Yes, Theon becomes a POV character in the second book.  I think his first chapter is fairly close to the beginning.

Arminius is a good example.  Perhaps one of the best, from a historical standpoint.


----------



## X Equestris (Sep 15, 2015)

Tigranes the Great of Armenia is another good example of a hostage becoming a powerful, successful leader, but if I'm not mistaken he was already an adult when taken hostage.  Still, you could tweak that detail to make it work for your story.

https://en.m.wikipedia.org/wiki/Tigranes_the_Great


----------



## valiant12 (Sep 16, 2015)

> I think the most prominent example (especially recently) of how this is handled is Theon Greyjoy in A Song of Ice and Fire.
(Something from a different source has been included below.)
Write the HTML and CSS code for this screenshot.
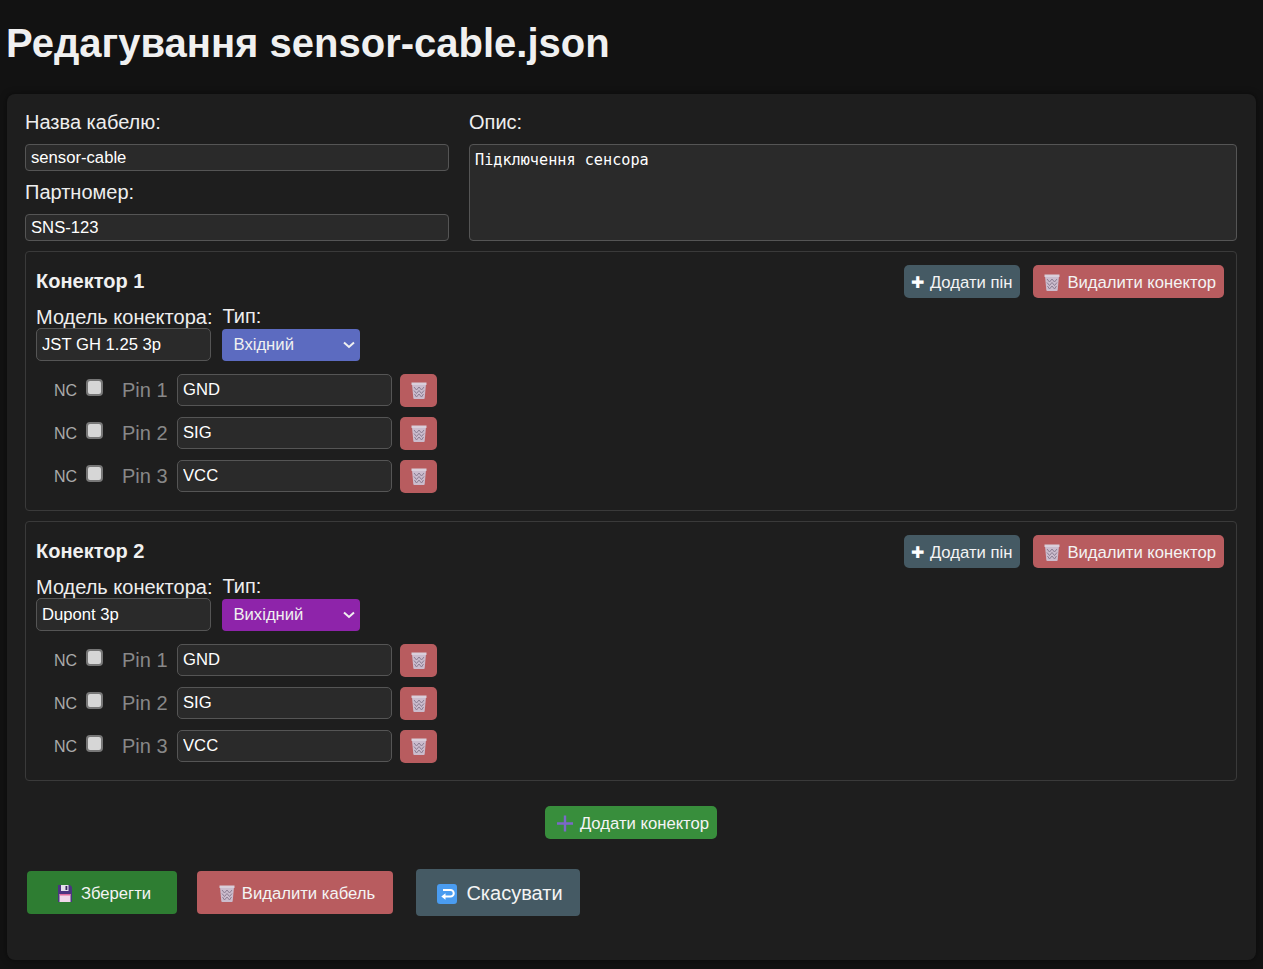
FILE: index.html
```html
<!DOCTYPE html>
<html>
<head>
  <title>Редагування sensor-cable.json</title>
  <link rel="stylesheet" href="styles.css">
</head>
<body>
  <svg class="defs" width="0" height="0">
    <symbol id="trash" viewBox="0 0 16 17">
      <path d="M1 2h14l-1.300 14a1 1 0 0 1-1 1H3.300a1 1 0 0 1-1-1z" fill="#cbbccd"/>
      <path d="M0.500 0.500h15v2.500H0.500z" fill="#d9cfdb"/>
      <path d="M3 5l2.500 3L8 5l2.500 3L13 5M3 8.500l2.500 3L8 8.500l2.500 3 2.500-3M3.500 12l2 3L8 12l2.500 3 2-3" fill="none" stroke="#85778c" stroke-width=".9"/>
    </symbol>
  </svg>

  <h1>Редагування sensor-cable.json</h1>

  <form class="panel">
    <div class="top-fields">
      <div class="col-left">
        <label>Назва кабелю:</label>
        <input type="text" class="field" value="sensor-cable">
        <label>Партномер:</label>
        <input type="text" class="field" value="SNS-123">
      </div>
      <div class="col-right">
        <label>Опис:</label>
        <textarea class="desc">Підключення сенсора</textarea>
      </div>
    </div>

    <div class="connector">
      <div class="conn-head">
        <h3>Конектор 1</h3>
        <div class="conn-actions">
          <button type="button" class="btn btn-slate"><span class="plus-bold">✚</span> Додати пін</button>
          <button type="button" class="btn btn-red"><svg class="ico"><use href="#trash"/></svg> Видалити конектор</button>
        </div>
      </div>
      <div class="conn-meta">
        <div class="meta-model">
          <label>Модель конектора:</label>
          <input type="text" class="model" value="JST GH 1.25 3p">
        </div>
        <div class="meta-type">
          <label>Тип:</label>
          <select class="type type-in"><option>Вхідний</option></select>
        </div>
      </div>
      <div class="pins">
        <div class="pin"><span class="nc">NC</span><input type="checkbox" class="check"><span class="pin-name">Pin 1</span><input type="text" class="pin-input" value="GND"><button type="button" class="pin-del"><svg class="ico"><use href="#trash"/></svg></button></div>
        <div class="pin"><span class="nc">NC</span><input type="checkbox" class="check"><span class="pin-name">Pin 2</span><input type="text" class="pin-input" value="SIG"><button type="button" class="pin-del"><svg class="ico"><use href="#trash"/></svg></button></div>
        <div class="pin"><span class="nc">NC</span><input type="checkbox" class="check"><span class="pin-name">Pin 3</span><input type="text" class="pin-input" value="VCC"><button type="button" class="pin-del"><svg class="ico"><use href="#trash"/></svg></button></div>
      </div>
    </div>

    <div class="connector">
      <div class="conn-head">
        <h3>Конектор 2</h3>
        <div class="conn-actions">
          <button type="button" class="btn btn-slate"><span class="plus-bold">✚</span> Додати пін</button>
          <button type="button" class="btn btn-red"><svg class="ico"><use href="#trash"/></svg> Видалити конектор</button>
        </div>
      </div>
      <div class="conn-meta">
        <div class="meta-model">
          <label>Модель конектора:</label>
          <input type="text" class="model" value="Dupont 3p">
        </div>
        <div class="meta-type">
          <label>Тип:</label>
          <select class="type type-out"><option>Вихідний</option></select>
        </div>
      </div>
      <div class="pins">
        <div class="pin"><span class="nc">NC</span><input type="checkbox" class="check"><span class="pin-name">Pin 1</span><input type="text" class="pin-input" value="GND"><button type="button" class="pin-del"><svg class="ico"><use href="#trash"/></svg></button></div>
        <div class="pin"><span class="nc">NC</span><input type="checkbox" class="check"><span class="pin-name">Pin 2</span><input type="text" class="pin-input" value="SIG"><button type="button" class="pin-del"><svg class="ico"><use href="#trash"/></svg></button></div>
        <div class="pin"><span class="nc">NC</span><input type="checkbox" class="check"><span class="pin-name">Pin 3</span><input type="text" class="pin-input" value="VCC"><button type="button" class="pin-del"><svg class="ico"><use href="#trash"/></svg></button></div>
      </div>
    </div>

    <div class="add-row">
      <button type="button" class="btn btn-add">
        <svg class="ico" viewBox="0 0 16 16"><path d="M6.800 0h2.400v6.800H16v2.400H9.200V16H6.800V9.200H0V6.800h6.800z" fill="#7b68c8"/></svg>
        Додати конектор
      </button>
    </div>

    <div class="bottom-actions">
      <button type="button" class="btn-big btn-save">
        <svg class="ico" viewBox="0 0 16 17">
          <path d="M1 0h12l2 2v15H1z" fill="#4b3480"/>
          <path d="M4 0h7.500v6H4z" fill="#e4e0ea"/>
          <path d="M8.500 1h1.800v4H8.500z" fill="#35255e"/>
          <path d="M2.500 9h11v8h-11z" fill="#f0d8ea"/>
          <path d="M2.500 9h11v1.500h-11z" fill="#e06a9c"/>
        </svg>
        Зберегти
      </button>
      <button type="button" class="btn-big btn-del"><svg class="ico"><use href="#trash"/></svg> Видалити кабель</button>
      <button type="button" class="btn-big btn-cancel">
        <svg class="ico-cancel" viewBox="0 0 20 20">
          <rect width="20" height="20" rx="3" fill="#4a9cf0"/>
          <path d="M6 6h7.500a3.200 3.200 0 0 1 0 6.500H7" fill="none" stroke="#fff" stroke-width="2"/>
          <path d="M8.500 9.200L4.300 12.500l4.200 3.300z" fill="#fff"/>
        </svg>
        Скасувати
      </button>
    </div>
  </form>
</body>
</html>
```

FILE: styles.css
```css
* {
  box-sizing: border-box;
}

body {
  margin: 0;
  padding: 0 7px 9px;
  background-color: #121212;
  color: #f0f0f0;
  font-family: "Liberation Sans", Arial, sans-serif;
}

.defs {
  position: absolute;
}

h1 {
  margin: 0 0 0 -1px;
  padding-top: 20px;
  height: 94px;
  font-size: 40px;
  line-height: 46px;
  font-weight: bold;
}

label {
  display: block;
  font-size: 20px;
  line-height: 23px;
  color: #eee;
}

.panel {
  height: 866px;
  padding: 17px 19px 0 18px;
  background-color: #1e1e1e;
  border-radius: 8px;
  box-shadow: 0 0 6px rgba(0, 0, 0, 0.5);
}

.top-fields {
  display: flex;
  gap: 20px;
}

.col-left {
  width: 424px;
}

.col-right {
  flex: 1;
}

.field {
  display: block;
  width: 100%;
  height: 27px;
  margin: 10px 0;
  padding: 0 5px;
  background-color: #2a2a2a;
  border: 1px solid #555;
  border-radius: 4px;
  color: #fff;
  font-family: inherit;
  font-size: 16.67px;
}

.col-left .field:last-child {
  margin-bottom: 0;
}

.desc {
  display: block;
  width: 100%;
  height: 97px;
  margin-top: 10px;
  padding: 6px 5px;
  background-color: #2a2a2a;
  border: 1px solid #555;
  border-radius: 4px;
  color: #fff;
  font-family: "DejaVu Sans Mono", monospace;
  font-size: 15.2px;
  resize: none;
}

.connector {
  height: 260px;
  margin-top: 10px;
  padding: 13px 12px 0 10px;
  border: 1px solid #3a3a3a;
  border-radius: 4px;
}

.conn-head {
  display: flex;
  justify-content: space-between;
  align-items: center;
  height: 33px;
}

.conn-head h3 {
  margin: 0;
  font-size: 20px;
  font-weight: bold;
}

.conn-actions {
  display: flex;
  gap: 13px;
}

.btn {
  display: flex;
  align-items: center;
  gap: 5px;
  height: 33px;
  padding: 2px 7px 0 8px;
  border: none;
  border-radius: 5px;
  color: #f4f4f4;
  font-family: inherit;
  font-size: 16.67px;
}

.btn-slate {
  gap: 6px;
  padding: 2px 8px 0 7px;
  background-color: #455a64;
}

.btn-red {
  gap: 7px;
  padding: 2px 8px 0 11px;
  background-color: #b85c5f;
}

.plus-bold {
  font-size: 16px;
  color: #fff;
}

.ico {
  width: 16px;
  height: 17px;
  flex: none;
}

.conn-meta {
  display: flex;
  gap: 10px;
  margin-top: 7px;
}

.meta-model label {
  margin-top: 1px;
}

.model {
  display: block;
  width: 175px;
  height: 33px;
  margin-top: -1px;
  padding: 0 5px;
  background-color: #2a2a2a;
  border: 1px solid #555;
  border-radius: 5px;
  color: #fff;
  font-family: inherit;
  font-size: 16.67px;
}

.type {
  display: block;
  width: 138px;
  height: 32px;
  margin-top: 1px;
  padding: 0 11px 2px;
  appearance: none;
  background-image: url("data:image/svg+xml,%3Csvg xmlns='http://www.w3.org/2000/svg' width='12' height='8'%3E%3Cpath d='M1 1.500l5 4.500 5-4.500' fill='none' stroke='%23f0f0f0' stroke-width='2'/%3E%3C/svg%3E");
  background-repeat: no-repeat;
  background-position: right 5px center;
  border: none;
  border-radius: 4px;
  color: #f0f0f0;
  font-family: inherit;
  font-size: 16.67px;
}

.type-in {
  background-color: #5c6bc0;
}

.type-out {
  background-color: #8e24aa;
}

.pins {
  margin-top: 13px;
}

.pin {
  display: flex;
  align-items: center;
  height: 33px;
  margin-bottom: 10px;
  padding-left: 18px;
}

.nc {
  width: 32px;
  font-size: 16px;
  color: #aaa;
}

.check {
  width: 17px;
  height: 17px;
  margin: -6px 0 0;
  appearance: none;
  background-color: #d6d6d6;
  border: 2px solid #777;
  border-radius: 4px;
}

.pin-name {
  width: 55px;
  margin-left: 19px;
  font-size: 20px;
  color: #888;
}

.pin-input {
  align-self: flex-start;
  width: 215px;
  height: 32px;
  padding: 0 5px;
  background-color: #2a2a2a;
  border: 1px solid #555;
  border-radius: 5px;
  color: #fff;
  font-family: inherit;
  font-size: 16.67px;
}

.pin-del {
  display: flex;
  align-items: center;
  justify-content: center;
  width: 37px;
  height: 33px;
  margin-left: 8px;
  padding: 0;
  background-color: #b85c5f;
  border: none;
  border-radius: 5px;
}

.add-row {
  display: flex;
  justify-content: center;
  margin-top: 25px;
}

.btn-add {
  gap: 7px;
  padding: 2px 8px 0 12px;
  background-color: #388e3c;
}

.bottom-actions {
  display: flex;
  align-items: center;
  margin-top: 30px;
  padding-left: 2px;
}

.btn-big {
  display: flex;
  align-items: center;
  justify-content: center;
  gap: 8px;
  height: 43px;
  padding: 2px 0 0 4px;
  border: none;
  border-radius: 4px;
  color: #f4f4f4;
  font-family: inherit;
  font-size: 16.67px;
}

.btn-save {
  width: 150px;
  background-color: #2e7d32;
}

.btn-del {
  gap: 7px;
  width: 196px;
  margin-left: 20px;
  background-color: #b85c5f;
}

.btn-cancel {
  gap: 9px;
  width: 164px;
  height: 47px;
  margin-left: 23px;
  background-color: #455a64;
  font-size: 20px;
}

.ico-cancel {
  width: 20px;
  height: 20px;
}
```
He was taken hostage as the last heir to the Iron Islands and used to keep his father in line. GRRM does an excellent job of showing how this effected both Theon's image of himself and his father's image of him. Very excellent work, imo.


 I'm very disappointed that you  mentioned Theon ( a fictional character ) but forget about  Vlad the Impaler .

Vlad the Impaler was held hostage by the Ottomans. They regretted that later in a big way - OMG Facts - The World's #1 Fact Source

https://en.wikipedia.org/wiki/Vlad_the_Impaler


----------



## Tom (Sep 16, 2015)

I don't know if Mary Jemison would be an example. However, her story is still worth checking out. She was a child of Irish immigrants who was captured by the Seneca in the 1700's, and was raised as a Seneca. (This was a common practice among the Haudenosaunee--captives were adopted into their tribes to replace those killed in war.) She married a powerful Seneca chief and rose to some prominence both within the Haudenosaunee community and among white settlers.


----------



## Incanus (Sep 16, 2015)

Scribe Lord said:


> @Incanus: My clearly uneducated self didn't even know what you meant by 'changeling' until I looked it up. That's actually a pretty cool concept.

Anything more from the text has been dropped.